## Exercise brief
Pictures stay out of the copy; set down each line of the listing below exactly.

## BEGIN Provided material

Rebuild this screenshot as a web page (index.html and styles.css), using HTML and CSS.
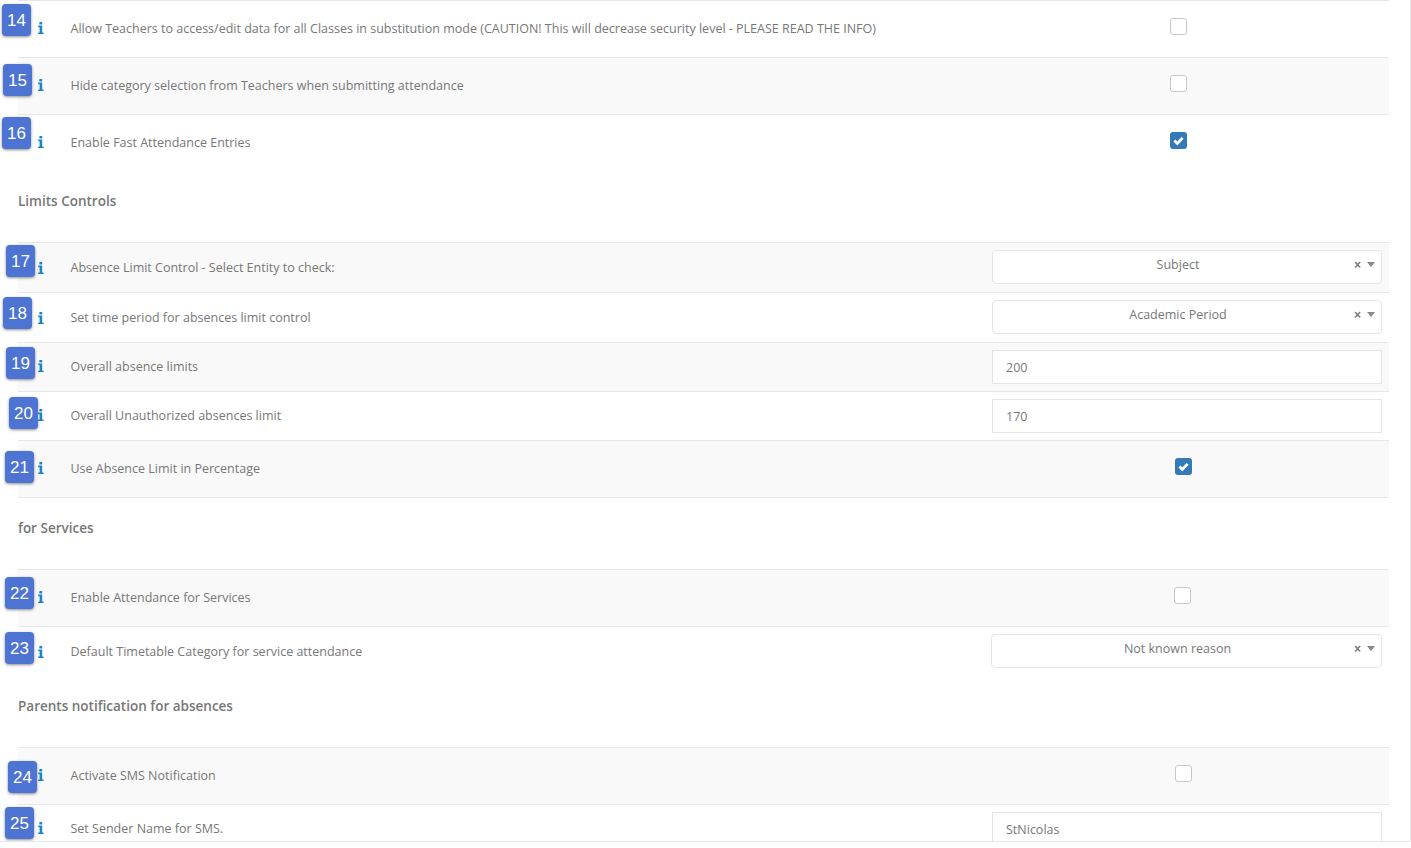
FILE: index.html
```html
<!DOCTYPE html>
<html lang="en">
<head>
<meta charset="utf-8">
<title>Attendance settings</title>
<link rel="stylesheet" href="styles.css">
</head>
<body>
<svg class="defs" width="0" height="0" aria-hidden="true">
  <symbol id="info" viewBox="0 0 6 12">
    <path d="M1.4 0h2.8v2.4H1.4zM0.2 3.6h4v6.8h1.4V12H0.2v-1.6h1.4V5.2H0.2z"/>
  </symbol>
</svg>
<main class="frame">
  <div class="row h57 first">
    <span class="badge b14">14</span>
    <svg class="info"><use href="#info"/></svg>
    <span class="label">Allow Teachers to access/edit data for all Classes in substitution mode (CAUTION! This will decrease security level - PLEASE READ THE INFO)</span>
    <div class="cell c422"><span class="check"></span></div>
  </div>
  <div class="row h57 alt">
    <span class="badge b15">15</span>
    <svg class="info"><use href="#info"/></svg>
    <span class="label">Hide category selection from Teachers when submitting attendance</span>
    <div class="cell c422"><span class="check"></span></div>
  </div>
  <div class="row h57">
    <span class="badge b16">16</span>
    <svg class="info"><use href="#info"/></svg>
    <span class="label">Enable Fast Attendance Entries</span>
    <div class="cell c422"><span class="check on"><svg viewBox="0 0 17 17"><path d="M4.4 8.6l2.9 2.8 5.3-5.5" /></svg></span></div>
  </div>
  <h3 class="section">Limits Controls</h3>
  <div class="row h50 alt">
    <span class="badge b17">17</span>
    <svg class="info"><use href="#info"/></svg>
    <span class="label">Absence Limit Control - Select Entity to check:</span>
    <div class="field">
      <div class="select"><span class="value">Subject</span><span class="clear">×</span><span class="arrow"></span></div>
    </div>
  </div>
  <div class="row h50">
    <span class="badge b18">18</span>
    <svg class="info"><use href="#info"/></svg>
    <span class="label">Set time period for absences limit control</span>
    <div class="field">
      <div class="select"><span class="value">Academic Period</span><span class="clear">×</span><span class="arrow"></span></div>
    </div>
  </div>
  <div class="row h49 alt">
    <span class="badge b19">19</span>
    <svg class="info"><use href="#info"/></svg>
    <span class="label">Overall absence limits</span>
    <div class="field"><div class="input">200</div></div>
  </div>
  <div class="row h49">
    <span class="badge b20">20</span>
    <svg class="info"><use href="#info"/></svg>
    <span class="label">Overall Unauthorized absences limit</span>
    <div class="field"><div class="input">170</div></div>
  </div>
  <div class="row h57 alt">
    <span class="badge b21">21</span>
    <svg class="info"><use href="#info"/></svg>
    <span class="label">Use Absence Limit in Percentage</span>
    <div class="cell c412"><span class="check on"><svg viewBox="0 0 17 17"><path d="M4.4 8.6l2.9 2.8 5.3-5.5" /></svg></span></div>
  </div>
  <h3 class="section ruled">for Services</h3>
  <div class="row h57 alt">
    <span class="badge b22">22</span>
    <svg class="info"><use href="#info"/></svg>
    <span class="label">Enable Attendance for Services</span>
    <div class="cell c414"><span class="check"></span></div>
  </div>
  <div class="row h50">
    <span class="badge b23">23</span>
    <svg class="info"><use href="#info"/></svg>
    <span class="label">Default Timetable Category for service attendance</span>
    <div class="field wide">
      <div class="select"><span class="value">Not known reason</span><span class="clear">×</span><span class="arrow"></span></div>
    </div>
  </div>
  <h3 class="section">Parents notification for absences</h3>
  <div class="row h57 alt">
    <span class="badge b24">24</span>
    <svg class="info"><use href="#info"/></svg>
    <span class="label">Activate SMS Notification</span>
    <div class="cell c412"><span class="check"></span></div>
  </div>
  <div class="row h49">
    <span class="badge b25">25</span>
    <svg class="info"><use href="#info"/></svg>
    <span class="label">Set Sender Name for SMS.</span>
    <div class="field"><div class="input">StNicolas</div></div>
  </div>
</main>
</body>
</html>
```
FILE: styles.css
```css
html, body {
  margin: 0;
  padding: 0;
  background: #fff;
  overflow: hidden;
}
body {
  height: 848px;
  font-family: "Open Sans", "Liberation Sans", sans-serif;
  font-size: 12.5px;
  color: #777;
}
.defs { position: absolute; }
.frame {
  position: relative;
  box-sizing: content-box;
  width: 1392px;
  height: 841px;
  padding-left: 18px;
  overflow: hidden;
  border-right: 1px solid #e6e6e6;
  border-bottom: 1px solid #e6e6e6;
}
.row {
  box-sizing: border-box;
  width: 1371px;
  display: flex;
  align-items: center;
  padding-bottom: 2px;
  border-top: 1px solid #e7e7e7;
}
.h57 { height: 57px; }
.h50 { height: 50px; padding-bottom: 0; }
.h49 { height: 49px; }
.alt { background: #f9f9f9; }
.info {
  width: 6px;
  height: 12px;
  margin-left: 20px;
  flex: none;
  fill: #1a86c8;
}
.label {
  margin-left: 26.5px;
  flex: 1;
  white-space: nowrap;
}
.cell {
  flex: none;
  display: flex;
  justify-content: center;
  margin-top: -4px;
}
.c422 { width: 422px; }
.c412 { width: 412px; }
.c414 { width: 414px; }
.check {
  box-sizing: border-box;
  width: 17px;
  height: 17px;
  border: 1px solid #c8c8c8;
  border-radius: 3px;
  background: #fff;
  display: block;
}
.check.on {
  border: 0;
  background: #337ab7;
}
.check svg {
  display: block;
  width: 17px;
  height: 17px;
  fill: none;
  stroke: #fff;
  stroke-width: 2.8;
}
.field {
  flex: none;
  box-sizing: border-box;
  width: 397px;
  padding-right: 7px;
}
.field.wide { width: 398px; }
.select, .input {
  box-sizing: border-box;
  height: 34px;
  border: 1px solid #e5e5e5;
  background: #fff;
  display: flex;
  align-items: center;
}
.select {
  border-radius: 4px;
  margin-bottom: 2px;
}
.input {
  margin-top: 2px;
  padding-left: 13px;
}
.value {
  flex: 1;
  text-align: center;
  position: relative;
  top: -2px;
  margin-right: -9px;
}
.clear {
  font-family: "Liberation Sans", sans-serif;
  font-weight: 700;
  font-size: 12px;
  color: #777;
  position: relative;
  top: -2px;
  margin-right: 6px;
}
.arrow {
  width: 0;
  height: 0;
  border-left: 4px solid transparent;
  border-right: 4px solid transparent;
  border-top: 5px solid #888;
  margin-right: 6px;
  position: relative;
  top: -2px;
}
.section {
  box-sizing: content-box;
  margin: 0;
  height: 60px;
  padding-bottom: 11px;
  width: 1371px;
  font-size: 13.5px;
  font-weight: 600;
  line-height: 60px;
  color: #777;
}
.section.ruled { border-top: 1px solid #e7e7e7; }
.badge {
  position: absolute;
  box-sizing: border-box;
  width: 29px;
  height: 32px;
  background: #4d74d2;
  border-radius: 4px;
  box-shadow: 0 1px 3px rgba(0, 0, 0, .45);
  color: #fff;
  font-family: "Liberation Sans", sans-serif;
  font-size: 17px;
  line-height: 33px;
  text-align: center;
}
.b14 { left: 2px; top: 4px; }
.b15 { left: 3px; top: 64px; }
.b16 { left: 2px; top: 117px; }
.b17 { left: 6px; top: 245px; }
.b18 { left: 3px; top: 297px; }
.b19 { left: 6px; top: 347px; }
.b20 { left: 9px; top: 397px; }
.b21 { left: 5px; top: 451px; }
.b22 { left: 5px; top: 577px; }
.b23 { left: 5px; top: 632px; }
.b24 { left: 8px; top: 761px; }
.b25 { left: 5px; top: 807px; }
```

## END Provided material

## Output of the task
Rebuild this screenshot as a web page (index.html and styles.css), using HTML and CSS.
FILE: index.html
```html
<!DOCTYPE html>
<html lang="en">
<head>
<meta charset="utf-8">
<title>Attendance settings</title>
<link rel="stylesheet" href="styles.css">
</head>
<body>
<svg class="defs" width="0" height="0" aria-hidden="true">
  <symbol id="info" viewBox="0 0 6 12">
    <path d="M1.4 0h2.8v2.4H1.4zM0.2 3.6h4v6.8h1.4V12H0.2v-1.6h1.4V5.2H0.2z"/>
  </symbol>
</svg>
<main class="frame">
  <div class="row h57 first">
    <span class="badge b14">14</span>
    <svg class="info"><use href="#info"/></svg>
    <span class="label">Allow Teachers to access/edit data for all Classes in substitution mode (CAUTION! This will decrease security level - PLEASE READ THE INFO)</span>
    <div class="cell c422"><span class="check"></span></div>
  </div>
  <div class="row h57 alt">
    <span class="badge b15">15</span>
    <svg class="info"><use href="#info"/></svg>
    <span class="label">Hide category selection from Teachers when submitting attendance</span>
    <div class="cell c422"><span class="check"></span></div>
  </div>
  <div class="row h57">
    <span class="badge b16">16</span>
    <svg class="info"><use href="#info"/></svg>
    <span class="label">Enable Fast Attendance Entries</span>
    <div class="cell c422"><span class="check on"><svg viewBox="0 0 17 17"><path d="M4.4 8.6l2.9 2.8 5.3-5.5" /></svg></span></div>
  </div>
  <h3 class="section">Limits Controls</h3>
  <div class="row h50 alt">
    <span class="badge b17">17</span>
    <svg class="info"><use href="#info"/></svg>
    <span class="label">Absence Limit Control - Select Entity to check:</span>
    <div class="field">
      <div class="select"><span class="value">Subject</span><span class="clear">×</span><span class="arrow"></span></div>
    </div>
  </div>
  <div class="row h50">
    <span class="badge b18">18</span>
    <svg class="info"><use href="#info"/></svg>
    <span class="label">Set time period for absences limit control</span>
    <div class="field">
      <div class="select"><span class="value">Academic Period</span><span class="clear">×</span><span class="arrow"></span></div>
    </div>
  </div>
  <div class="row h49 alt">
    <span class="badge b19">19</span>
    <svg class="info"><use href="#info"/></svg>
    <span class="label">Overall absence limits</span>
    <div class="field"><div class="input">200</div></div>
  </div>
  <div class="row h49">
    <span class="badge b20">20</span>
    <svg class="info"><use href="#info"/></svg>
    <span class="label">Overall Unauthorized absences limit</span>
    <div class="field"><div class="input">170</div></div>
  </div>
  <div class="row h57 alt">
    <span class="badge b21">21</span>
    <svg class="info"><use href="#info"/></svg>
    <span class="label">Use Absence Limit in Percentage</span>
    <div class="cell c412"><span class="check on"><svg viewBox="0 0 17 17"><path d="M4.4 8.6l2.9 2.8 5.3-5.5" /></svg></span></div>
  </div>
  <h3 class="section ruled">for Services</h3>
  <div class="row h57 alt">
    <span class="badge b22">22</span>
    <svg class="info"><use href="#info"/></svg>
    <span class="label">Enable Attendance for Services</span>
    <div class="cell c414"><span class="check"></span></div>
  </div>
  <div class="row h50">
    <span class="badge b23">23</span>
    <svg class="info"><use href="#info"/></svg>
    <span class="label">Default Timetable Category for service attendance</span>
    <div class="field wide">
      <div class="select"><span class="value">Not known reason</span><span class="clear">×</span><span class="arrow"></span></div>
    </div>
  </div>
  <h3 class="section">Parents notification for absences</h3>
  <div class="row h57 alt">
    <span class="badge b24">24</span>
    <svg class="info"><use href="#info"/></svg>
    <span class="label">Activate SMS Notification</span>
    <div class="cell c412"><span class="check"></span></div>
  </div>
  <div class="row h49">
    <span class="badge b25">25</span>
    <svg class="info"><use href="#info"/></svg>
    <span class="label">Set Sender Name for SMS.</span>
    <div class="field"><div class="input">StNicolas</div></div>
  </div>
</main>
</body>
</html>
```
FILE: styles.css
```css
html, body {
  margin: 0;
  padding: 0;
  background: #fff;
  overflow: hidden;
}
body {
  height: 848px;
  font-family: "Open Sans", "Liberation Sans", sans-serif;
  font-size: 12.5px;
  color: #777;
}
.defs { position: absolute; }
.frame {
  position: relative;
  box-sizing: content-box;
  width: 1392px;
  height: 841px;
  padding-left: 18px;
  overflow: hidden;
  border-right: 1px solid #e6e6e6;
  border-bottom: 1px solid #e6e6e6;
}
.row {
  box-sizing: border-box;
  width: 1371px;
  display: flex;
  align-items: center;
  padding-bottom: 2px;
  border-top: 1px solid #e7e7e7;
}
.h57 { height: 57px; }
.h50 { height: 50px; padding-bottom: 0; }
.h49 { height: 49px; }
.alt { background: #f9f9f9; }
.info {
  width: 6px;
  height: 12px;
  margin-left: 20px;
  flex: none;
  fill: #1a86c8;
}
.label {
  margin-left: 26.5px;
  flex: 1;
  white-space: nowrap;
}
.cell {
  flex: none;
  display: flex;
  justify-content: center;
  margin-top: -4px;
}
.c422 { width: 422px; }
.c412 { width: 412px; }
.c414 { width: 414px; }
.check {
  box-sizing: border-box;
  width: 17px;
  height: 17px;
  border: 1px solid #c8c8c8;
  border-radius: 3px;
  background: #fff;
  display: block;
}
.check.on {
  border: 0;
  background: #337ab7;
}
.check svg {
  display: block;
  width: 17px;
  height: 17px;
  fill: none;
  stroke: #fff;
  stroke-width: 2.8;
}
.field {
  flex: none;
  box-sizing: border-box;
  width: 397px;
  padding-right: 7px;
}
.field.wide { width: 398px; }
.select, .input {
  box-sizing: border-box;
  height: 34px;
  border: 1px solid #e5e5e5;
  background: #fff;
  display: flex;
  align-items: center;
}
.select {
  border-radius: 4px;
  margin-bottom: 2px;
}
.input {
  margin-top: 2px;
  padding-left: 13px;
}
.value {
  flex: 1;
  text-align: center;
  position: relative;
  top: -2px;
  margin-right: -9px;
}
.clear {
  font-family: "Liberation Sans", sans-serif;
  font-weight: 700;
  font-size: 12px;
  color: #777;
  position: relative;
  top: -2px;
  margin-right: 6px;
}
.arrow {
  width: 0;
  height: 0;
  border-left: 4px solid transparent;
  border-right: 4px solid transparent;
  border-top: 5px solid #888;
  margin-right: 6px;
  position: relative;
  top: -2px;
}
.section {
  box-sizing: content-box;
  margin: 0;
  height: 60px;
  padding-bottom: 11px;
  width: 1371px;
  font-size: 13.5px;
  font-weight: 600;
  line-height: 60px;
  color: #777;
}
.section.ruled { border-top: 1px solid #e7e7e7; }
.badge {
  position: absolute;
  box-sizing: border-box;
  width: 29px;
  height: 32px;
  background: #4d74d2;
  border-radius: 4px;
  box-shadow: 0 1px 3px rgba(0, 0, 0, .45);
  color: #fff;
  font-family: "Liberation Sans", sans-serif;
  font-size: 17px;
  line-height: 33px;
  text-align: center;
}
.b14 { left: 2px; top: 4px; }
.b15 { left: 3px; top: 64px; }
.b16 { left: 2px; top: 117px; }
.b17 { left: 6px; top: 245px; }
.b18 { left: 3px; top: 297px; }
.b19 { left: 6px; top: 347px; }
.b20 { left: 9px; top: 397px; }
.b21 { left: 5px; top: 451px; }
.b22 { left: 5px; top: 577px; }
.b23 { left: 5px; top: 632px; }
.b24 { left: 8px; top: 761px; }
.b25 { left: 5px; top: 807px; }
```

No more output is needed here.